Once a target number T is chosen, now all the numbers are finite, and it becomes possible to compute expected values without getting confused. At that point we can notice that we should be doing Kelly betting.
I think a simpler example you could give would be:
“A utilitarian is offered a coinflip with an 0.1% chance of multiplying utility by a million, and a 99.9% chance of destroying everything.”
I think that example captures the message you wanted to highlight with this post, that most people wouldn’t approve of an approach that ignores risk in favor of maximizing expected value.
That’s a strawman utilitarian. As there’s no limit to the number of rounds, the number of rounds (payout per round) shouldn’t factor into the calculation. The only relevant part is avoiding wipeout, as the payout is arbitrarily high if that’s achieved.
Note: The game is underspecified; it doesn’t mention if fractional credits exist.

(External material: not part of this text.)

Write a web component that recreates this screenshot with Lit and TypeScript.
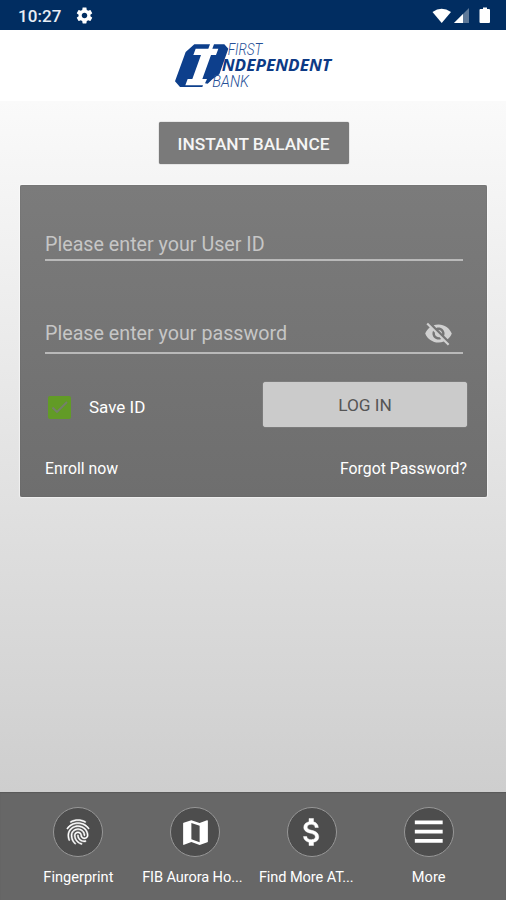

– If fractional credits exist, the player can’t get wiped out if not betting 100% of their credits, so they bet 90% (or 50% or 99%) at each step and then play “infinite” rounds.
– If payout is rounded (down), then going below 5 (10) credits makes it impossible to make a profit. To reduce the chance of that happening as much as possible, the player should bet 10 in every step, making wipeout extremely unlikely (and in fact it gets unlikelier the bigger the stash grows).
To me it’s not even relevant if the player is utilitarian. Any reasonable moral system would use the same strategy.